The farmhouse – Iowa
There’s a farmhouse with particular significance in Haze and Shimmer, and I wanted to set it in Iowa (something about a field of dead corn appealed to me). I haven’t been to Iowa, so I started googling ‘farmhouses in Iowa’. I found plenty of images of cute houses nestled in cornfields and then this image came up and completely changed the way I was approaching the setting. I could imagine this place in my story and how my characters could react to it. It’s as alien in its landscape as the fictitious family that spend time there. (And yes, this is an actual farmhouse in Iowa.)
The nightclub in LA
I wanted the Outcasts to end up back at the club in Los Angeles mentioned in Shadows. The Outcasts have such a dark history with the place, it was perfect to send them back there at some point. I was trying to imagine what the back door to the club might look like. I did a few random Google searches and this was one of the images that came up. Straight away I loved the medieval look and the cage, and decided I wanted the back of my club to look like that. (In actual fact, I think it’s the front door for a place called Back Door Lounge in Sacramento).

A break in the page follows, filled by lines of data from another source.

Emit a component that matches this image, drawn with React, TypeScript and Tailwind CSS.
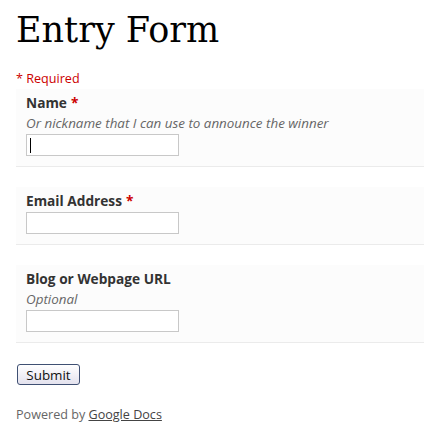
import React from "react";

const fields = [
  { label: "Name", required: true, help: "Or nickname that I can use to announce the winner", focus: true },
  { label: "Email Address", required: true, help: "", focus: false },
  { label: "Blog or Webpage URL", required: false, help: "Optional", focus: false },
];

export default function App() {
  return (
    <div className="min-h-[436px] w-[424px] bg-white pl-4 pt-[8px] font-['Open_Sans',sans-serif] text-[#333]">
      <h1 className="font-['DejaVu_Serif',serif] text-[35px] leading-[44px] text-black">Entry Form</h1>

      <div className="mt-[19px] text-[12.6px] leading-[16px] text-[#cc0000]">* Required</div>

      <div className="mt-[2px] flex flex-col">
        {fields.map((f, i) => (
          <div
            key={f.label}
            className={`border-b border-[#ebebeb] bg-[#fcfcfc] px-[10px] pt-[5px] pb-[10px] ${i > 0 ? "mt-[20px]" : ""}`}
          >
            <div className="text-[13.7px] font-bold leading-[18px] text-[#333]">
              {f.label}
              {f.required && <span className="ml-[4px] text-[#cc0000]">*</span>}
            </div>
            {f.help && (
              <div className="mt-[3px] text-[13.4px] italic leading-[17px] text-[#666]">{f.help}</div>
            )}
            <div className="mt-[2px] flex h-[22px] w-[153px] items-center border border-[#c8c8c8] bg-white px-[3px]">
              {f.focus && <div className="h-[15px] w-px bg-black" />}
            </div>
          </div>
        ))}
      </div>

      <button className="ml-px mt-[21px] h-[21px] w-[63px] rounded-[3px] border border-[#3f5073] bg-gradient-to-b from-white to-[#e4e2ee] text-[13.4px] leading-[18px] text-[#111]">
        Submit
      </button>

      <div className="mt-[21px] text-[12.6px] leading-[16px] text-[#666]">
        Powered by <span className="text-[#444] underline">Google Docs</span>
      </div>
    </div>
  );
}
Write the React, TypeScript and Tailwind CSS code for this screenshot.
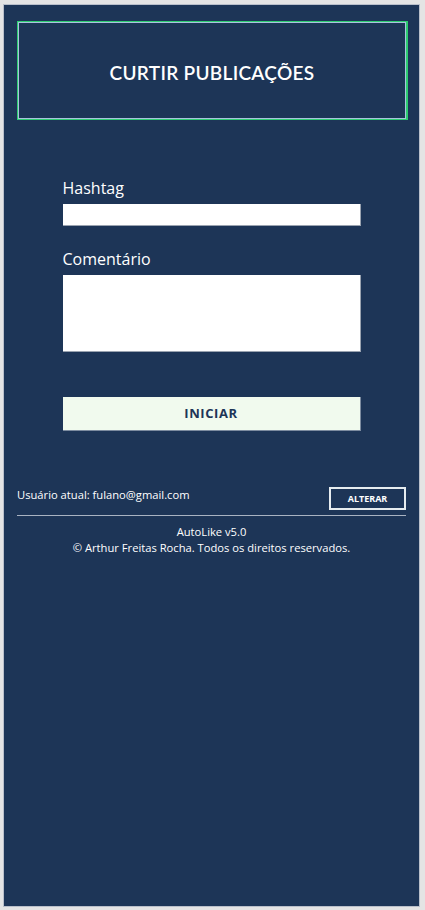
export default function App() {
  return (
    <div className="w-[425px] h-[910px] bg-[#e4e4e4] pt-[4px] pl-[3px] font-['Open_Sans',sans-serif]">
      <div className="w-[417px] h-[903px] bg-[#1d3557] border border-[#b9bfca] px-[13px] pt-[16px]">
        {/* cabeçalho */}
        <div className="w-[391px] h-[99px] border border-[#2ecc71] border-r-2">
          <div className="w-full h-full border border-[#a8c4dc] flex items-center justify-center">
            <h1 className="text-white text-[19px] tracking-[0.3px] font-['Lato',sans-serif] font-semibold mt-[6px]">
              CURTIR PUBLICAÇÕES
            </h1>
          </div>
        </div>

        {/* formulário */}
        <div className="w-[298px] mx-auto mt-[56px] flex flex-col">
          <label className="text-white text-[16px] leading-[24px] mb-[4px]">Hashtag</label>
          <input className="h-[22px] bg-white border-b border-r border-[#9aa3b0] outline-none" />
          <label className="text-white text-[16px] leading-[24px] mt-[21px] mb-[4px]">Comentário</label>
          <textarea className="h-[77px] bg-white border-b border-r border-[#9aa3b0] outline-none resize-none" />
          <button className="mt-[45px] h-[34px] bg-[#f1faee] border-b border-r border-[#7d8ca0] text-[#1d3557] text-[13px] font-bold tracking-[0.6px]">
            INICIAR
          </button>
        </div>

        {/* rodapé */}
        <div className="mt-[56px]">
          <div className="flex items-center justify-between pb-[5px] border-b border-[#a9b3c2] w-[389px]">
            <span className="text-white text-[11.2px] mt-[-6px]">Usuário atual: fulano@gmail.com</span>
            <button className="w-[77px] h-[23px] border-2 border-[#e6ecef] text-white text-[9px] font-bold">
              ALTERAR
            </button>
          </div>
          <div className="w-[389px] text-center text-white text-[11.2px] leading-[16px] mt-[8px]">
            <p>AutoLike v5.0</p>
            <p>© Arthur Freitas Rocha. Todos os direitos reservados.</p>
          </div>
        </div>
      </div>
    </div>
  );
}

I chose a worker camp in Dubai as a ‘safe house’ location for the Outcasts so I could show the contrast between their lifestyle and that of the Sanctuary Rephaim back in Italy. My husband and I visited friends in Dubai a few years ago and they drove us around one of these camps. It was quite an eye-opener. This image isn’t one of mine, but it captures the look and feel of the camp Rafa and Gaby visit. (Image from Bloomberg).
Santa Monica, California
A trip to North America in 2013 influenced the settings for two important moments in Burn. The first, involving Gaby and Jude, takes place in Santa Monica. I decided to set the scene there after experiencing the marine layer (fog), which rolled in on our first morning and didn’t lift for two days!
The second North American-inspired scene in Burn – also involving Gaby and Jude – is set in Boise. My husband and I visited this lovely city in October 2013 to stay with friends and we saw the full spectrum of autumn colours. Absolutely stunning. When I was trying to decide where to set this particular scene, it only took a quick look through my photos to realise this place was perfect.